══ Records shown ══

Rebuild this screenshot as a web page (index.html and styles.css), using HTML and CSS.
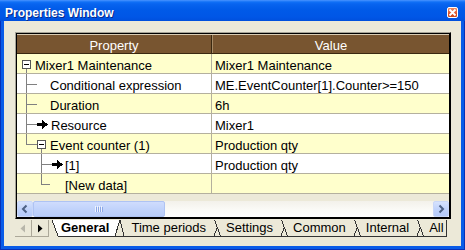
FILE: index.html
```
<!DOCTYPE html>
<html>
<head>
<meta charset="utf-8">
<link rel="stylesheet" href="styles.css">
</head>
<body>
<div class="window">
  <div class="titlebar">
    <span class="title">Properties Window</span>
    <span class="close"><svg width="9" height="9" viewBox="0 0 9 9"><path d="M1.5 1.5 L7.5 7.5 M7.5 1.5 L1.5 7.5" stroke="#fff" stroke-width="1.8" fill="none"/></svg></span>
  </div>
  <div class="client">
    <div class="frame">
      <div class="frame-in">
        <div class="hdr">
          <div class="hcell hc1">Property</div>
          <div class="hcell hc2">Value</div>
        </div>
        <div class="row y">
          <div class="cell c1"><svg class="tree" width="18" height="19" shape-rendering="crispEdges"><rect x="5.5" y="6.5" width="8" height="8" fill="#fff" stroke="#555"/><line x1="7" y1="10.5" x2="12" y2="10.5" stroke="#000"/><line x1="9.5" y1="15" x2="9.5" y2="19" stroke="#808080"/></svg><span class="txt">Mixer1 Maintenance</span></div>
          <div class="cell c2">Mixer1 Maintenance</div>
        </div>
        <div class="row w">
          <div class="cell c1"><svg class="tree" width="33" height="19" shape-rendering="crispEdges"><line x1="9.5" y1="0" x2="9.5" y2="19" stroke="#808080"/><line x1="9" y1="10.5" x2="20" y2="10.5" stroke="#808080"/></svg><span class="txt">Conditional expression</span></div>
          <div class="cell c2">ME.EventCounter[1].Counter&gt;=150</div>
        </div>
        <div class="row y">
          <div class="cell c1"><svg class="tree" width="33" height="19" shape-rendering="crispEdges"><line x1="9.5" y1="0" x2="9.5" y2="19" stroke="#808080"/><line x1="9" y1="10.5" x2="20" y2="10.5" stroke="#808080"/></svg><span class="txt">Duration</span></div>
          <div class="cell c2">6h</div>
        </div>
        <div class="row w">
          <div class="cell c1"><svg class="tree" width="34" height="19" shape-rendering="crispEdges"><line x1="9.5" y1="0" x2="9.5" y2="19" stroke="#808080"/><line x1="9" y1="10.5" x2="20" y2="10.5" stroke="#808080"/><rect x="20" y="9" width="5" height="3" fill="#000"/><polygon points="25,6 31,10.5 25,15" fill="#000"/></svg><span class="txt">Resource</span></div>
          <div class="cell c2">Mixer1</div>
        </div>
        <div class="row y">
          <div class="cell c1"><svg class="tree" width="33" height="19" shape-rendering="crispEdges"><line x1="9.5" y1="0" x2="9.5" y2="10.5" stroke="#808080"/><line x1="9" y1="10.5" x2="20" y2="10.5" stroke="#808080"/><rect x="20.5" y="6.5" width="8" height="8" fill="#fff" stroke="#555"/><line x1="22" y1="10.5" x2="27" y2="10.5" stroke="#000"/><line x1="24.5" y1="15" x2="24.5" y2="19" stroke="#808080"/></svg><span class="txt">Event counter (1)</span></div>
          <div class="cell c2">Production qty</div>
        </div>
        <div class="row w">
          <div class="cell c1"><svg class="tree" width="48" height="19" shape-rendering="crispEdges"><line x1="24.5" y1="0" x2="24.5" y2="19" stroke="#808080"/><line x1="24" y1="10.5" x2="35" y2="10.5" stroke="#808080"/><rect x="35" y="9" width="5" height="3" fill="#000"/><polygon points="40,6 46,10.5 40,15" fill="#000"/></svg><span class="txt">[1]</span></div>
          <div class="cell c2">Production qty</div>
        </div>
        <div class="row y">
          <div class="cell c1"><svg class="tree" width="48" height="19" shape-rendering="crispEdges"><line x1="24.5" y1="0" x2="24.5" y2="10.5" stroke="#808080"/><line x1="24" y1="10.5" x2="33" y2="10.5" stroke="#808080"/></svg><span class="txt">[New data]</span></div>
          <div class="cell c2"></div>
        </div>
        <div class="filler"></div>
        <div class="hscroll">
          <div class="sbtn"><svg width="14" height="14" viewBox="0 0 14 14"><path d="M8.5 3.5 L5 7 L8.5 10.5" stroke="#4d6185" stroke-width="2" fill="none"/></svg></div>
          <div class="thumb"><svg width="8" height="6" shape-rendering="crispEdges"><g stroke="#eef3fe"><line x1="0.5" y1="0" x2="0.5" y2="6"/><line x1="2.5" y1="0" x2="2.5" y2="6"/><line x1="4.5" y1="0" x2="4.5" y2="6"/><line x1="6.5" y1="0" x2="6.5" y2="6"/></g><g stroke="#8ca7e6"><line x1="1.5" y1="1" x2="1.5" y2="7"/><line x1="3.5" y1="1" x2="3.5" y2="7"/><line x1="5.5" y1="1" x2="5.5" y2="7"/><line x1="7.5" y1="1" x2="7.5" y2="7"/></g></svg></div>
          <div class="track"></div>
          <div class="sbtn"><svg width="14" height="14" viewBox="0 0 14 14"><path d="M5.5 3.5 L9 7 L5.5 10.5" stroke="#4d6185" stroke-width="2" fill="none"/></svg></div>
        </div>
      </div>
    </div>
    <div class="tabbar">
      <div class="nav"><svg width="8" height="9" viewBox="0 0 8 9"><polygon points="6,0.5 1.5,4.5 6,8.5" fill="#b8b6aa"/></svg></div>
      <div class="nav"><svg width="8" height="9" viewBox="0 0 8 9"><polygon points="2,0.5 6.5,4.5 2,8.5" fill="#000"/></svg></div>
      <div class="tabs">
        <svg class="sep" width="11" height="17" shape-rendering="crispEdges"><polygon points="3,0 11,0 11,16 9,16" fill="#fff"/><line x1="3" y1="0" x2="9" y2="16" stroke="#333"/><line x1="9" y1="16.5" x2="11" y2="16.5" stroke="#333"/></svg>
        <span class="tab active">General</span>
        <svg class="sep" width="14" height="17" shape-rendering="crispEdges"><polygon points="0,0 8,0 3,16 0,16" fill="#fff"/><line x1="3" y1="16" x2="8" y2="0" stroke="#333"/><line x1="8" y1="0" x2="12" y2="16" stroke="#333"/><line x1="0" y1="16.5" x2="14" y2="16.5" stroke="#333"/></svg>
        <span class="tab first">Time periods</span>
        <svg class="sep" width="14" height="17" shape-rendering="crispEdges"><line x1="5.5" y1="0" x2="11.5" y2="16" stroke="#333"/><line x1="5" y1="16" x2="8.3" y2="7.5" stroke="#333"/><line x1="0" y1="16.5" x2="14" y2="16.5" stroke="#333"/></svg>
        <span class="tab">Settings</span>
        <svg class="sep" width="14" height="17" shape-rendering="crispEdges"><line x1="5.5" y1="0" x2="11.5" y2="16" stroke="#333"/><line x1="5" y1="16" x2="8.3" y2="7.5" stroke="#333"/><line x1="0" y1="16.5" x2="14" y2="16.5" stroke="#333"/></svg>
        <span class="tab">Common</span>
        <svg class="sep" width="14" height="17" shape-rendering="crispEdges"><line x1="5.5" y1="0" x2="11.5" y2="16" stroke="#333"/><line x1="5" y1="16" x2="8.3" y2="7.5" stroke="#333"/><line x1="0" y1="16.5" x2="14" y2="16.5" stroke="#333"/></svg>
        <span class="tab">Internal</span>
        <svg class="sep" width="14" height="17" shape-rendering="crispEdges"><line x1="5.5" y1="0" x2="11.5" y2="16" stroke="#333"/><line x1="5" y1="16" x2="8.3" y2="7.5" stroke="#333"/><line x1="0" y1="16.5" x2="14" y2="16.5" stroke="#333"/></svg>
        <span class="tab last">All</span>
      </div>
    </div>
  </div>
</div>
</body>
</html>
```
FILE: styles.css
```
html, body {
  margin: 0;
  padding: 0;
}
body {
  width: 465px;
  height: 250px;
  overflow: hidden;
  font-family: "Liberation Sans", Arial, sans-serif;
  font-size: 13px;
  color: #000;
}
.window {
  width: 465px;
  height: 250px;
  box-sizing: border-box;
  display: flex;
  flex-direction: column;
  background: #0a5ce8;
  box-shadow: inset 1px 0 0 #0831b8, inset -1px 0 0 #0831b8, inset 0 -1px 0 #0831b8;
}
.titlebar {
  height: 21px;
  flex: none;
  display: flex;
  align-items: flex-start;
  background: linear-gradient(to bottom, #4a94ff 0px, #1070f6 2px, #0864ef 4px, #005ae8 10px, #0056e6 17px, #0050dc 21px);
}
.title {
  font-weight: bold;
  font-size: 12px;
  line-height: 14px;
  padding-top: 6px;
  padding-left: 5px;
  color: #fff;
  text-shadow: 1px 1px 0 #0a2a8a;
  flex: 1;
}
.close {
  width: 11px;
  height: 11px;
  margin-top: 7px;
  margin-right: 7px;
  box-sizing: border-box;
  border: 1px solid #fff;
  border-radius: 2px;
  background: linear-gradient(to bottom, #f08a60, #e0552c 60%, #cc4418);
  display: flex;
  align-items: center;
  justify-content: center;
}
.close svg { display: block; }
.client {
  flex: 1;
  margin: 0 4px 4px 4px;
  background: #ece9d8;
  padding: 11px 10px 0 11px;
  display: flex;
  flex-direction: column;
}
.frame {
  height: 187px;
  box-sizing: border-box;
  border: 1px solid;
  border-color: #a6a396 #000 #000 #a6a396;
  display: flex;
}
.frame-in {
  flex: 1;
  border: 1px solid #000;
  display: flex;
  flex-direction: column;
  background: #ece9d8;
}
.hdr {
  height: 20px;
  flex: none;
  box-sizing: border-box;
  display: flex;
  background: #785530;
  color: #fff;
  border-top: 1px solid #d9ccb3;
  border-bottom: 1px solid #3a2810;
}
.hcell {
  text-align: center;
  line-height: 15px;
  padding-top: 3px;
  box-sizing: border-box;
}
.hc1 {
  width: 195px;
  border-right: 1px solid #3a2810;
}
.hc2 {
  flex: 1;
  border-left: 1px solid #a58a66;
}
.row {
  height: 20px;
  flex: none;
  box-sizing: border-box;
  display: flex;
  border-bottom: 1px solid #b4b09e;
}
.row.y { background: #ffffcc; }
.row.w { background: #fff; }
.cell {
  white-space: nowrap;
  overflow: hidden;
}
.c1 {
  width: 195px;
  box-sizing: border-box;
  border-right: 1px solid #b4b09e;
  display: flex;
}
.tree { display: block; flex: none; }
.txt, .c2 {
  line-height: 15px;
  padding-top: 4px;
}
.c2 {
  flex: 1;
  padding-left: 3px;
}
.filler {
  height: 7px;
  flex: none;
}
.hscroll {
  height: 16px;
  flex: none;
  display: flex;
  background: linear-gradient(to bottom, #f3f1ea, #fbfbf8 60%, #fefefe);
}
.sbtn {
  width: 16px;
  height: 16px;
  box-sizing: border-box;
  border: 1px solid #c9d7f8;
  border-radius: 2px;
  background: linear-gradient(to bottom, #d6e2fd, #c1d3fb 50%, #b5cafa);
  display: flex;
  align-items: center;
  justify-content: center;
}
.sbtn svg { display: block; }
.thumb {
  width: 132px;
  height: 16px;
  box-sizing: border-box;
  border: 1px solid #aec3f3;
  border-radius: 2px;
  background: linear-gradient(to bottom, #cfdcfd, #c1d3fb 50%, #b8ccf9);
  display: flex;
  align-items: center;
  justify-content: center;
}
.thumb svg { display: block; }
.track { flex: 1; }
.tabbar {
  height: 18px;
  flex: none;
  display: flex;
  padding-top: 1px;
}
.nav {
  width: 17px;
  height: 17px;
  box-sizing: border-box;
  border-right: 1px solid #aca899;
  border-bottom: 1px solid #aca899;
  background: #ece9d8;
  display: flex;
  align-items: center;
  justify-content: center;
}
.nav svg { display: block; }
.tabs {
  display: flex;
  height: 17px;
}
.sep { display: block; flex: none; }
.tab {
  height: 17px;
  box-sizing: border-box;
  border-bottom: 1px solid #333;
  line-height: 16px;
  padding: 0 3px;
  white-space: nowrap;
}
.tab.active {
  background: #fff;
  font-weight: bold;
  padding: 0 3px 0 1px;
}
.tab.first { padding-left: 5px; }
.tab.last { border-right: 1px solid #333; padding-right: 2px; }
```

═══
══ Records shown ══

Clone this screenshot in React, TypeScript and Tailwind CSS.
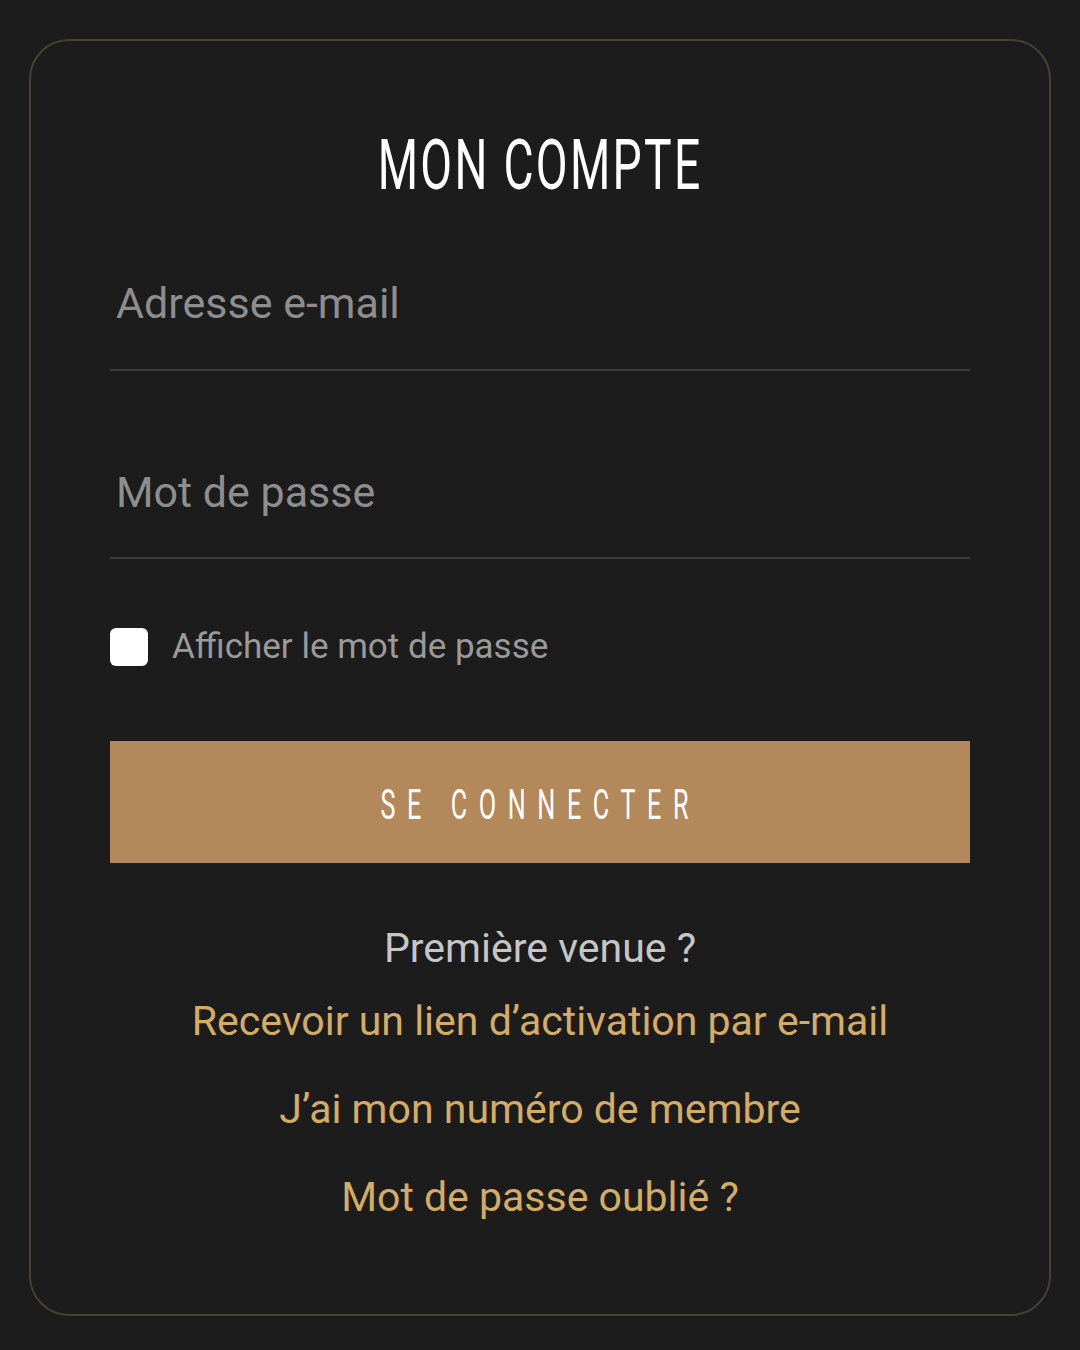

═══
══ Records shown ══

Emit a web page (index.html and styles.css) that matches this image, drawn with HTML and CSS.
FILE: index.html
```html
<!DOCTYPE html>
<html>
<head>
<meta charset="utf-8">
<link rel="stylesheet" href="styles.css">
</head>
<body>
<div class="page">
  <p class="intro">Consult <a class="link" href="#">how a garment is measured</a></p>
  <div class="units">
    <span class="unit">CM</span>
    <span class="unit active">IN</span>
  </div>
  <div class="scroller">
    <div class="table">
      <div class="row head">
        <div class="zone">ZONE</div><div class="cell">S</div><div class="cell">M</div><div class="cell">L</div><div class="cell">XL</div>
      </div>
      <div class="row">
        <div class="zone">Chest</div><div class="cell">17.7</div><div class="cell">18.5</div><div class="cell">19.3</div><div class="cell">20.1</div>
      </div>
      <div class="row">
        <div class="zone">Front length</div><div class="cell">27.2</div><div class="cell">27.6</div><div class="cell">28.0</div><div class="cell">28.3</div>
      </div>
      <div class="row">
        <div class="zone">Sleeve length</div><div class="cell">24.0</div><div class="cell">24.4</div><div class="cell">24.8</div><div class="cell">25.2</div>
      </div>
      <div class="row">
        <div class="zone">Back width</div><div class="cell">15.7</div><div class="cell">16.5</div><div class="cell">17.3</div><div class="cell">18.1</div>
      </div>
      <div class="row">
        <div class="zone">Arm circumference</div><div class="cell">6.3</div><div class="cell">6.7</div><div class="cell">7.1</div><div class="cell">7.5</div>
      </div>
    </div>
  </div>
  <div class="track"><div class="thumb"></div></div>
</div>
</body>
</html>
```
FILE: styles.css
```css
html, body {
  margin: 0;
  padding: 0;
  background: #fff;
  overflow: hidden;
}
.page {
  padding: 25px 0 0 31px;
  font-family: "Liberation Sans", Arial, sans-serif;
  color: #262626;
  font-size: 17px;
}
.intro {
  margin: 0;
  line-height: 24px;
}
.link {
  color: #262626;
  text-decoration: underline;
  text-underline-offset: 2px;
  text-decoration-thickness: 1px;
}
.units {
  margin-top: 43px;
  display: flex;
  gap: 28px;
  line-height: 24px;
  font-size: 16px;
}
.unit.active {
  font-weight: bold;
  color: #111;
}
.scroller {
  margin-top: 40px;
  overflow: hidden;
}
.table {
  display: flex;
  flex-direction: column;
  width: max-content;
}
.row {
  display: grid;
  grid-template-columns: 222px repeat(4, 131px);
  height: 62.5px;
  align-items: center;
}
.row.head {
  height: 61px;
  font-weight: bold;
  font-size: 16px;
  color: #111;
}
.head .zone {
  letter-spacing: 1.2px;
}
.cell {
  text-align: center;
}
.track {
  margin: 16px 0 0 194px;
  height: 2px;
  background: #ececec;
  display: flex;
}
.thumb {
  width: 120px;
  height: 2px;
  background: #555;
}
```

═══

- **Exercise prompt**
Filter for "screenshot". Return all lines that hold it.

- **Full answer**
Rebuild this screenshot as a web page (index.html and styles.css), using HTML and CSS.
Clone this screenshot in React, TypeScript and Tailwind CSS.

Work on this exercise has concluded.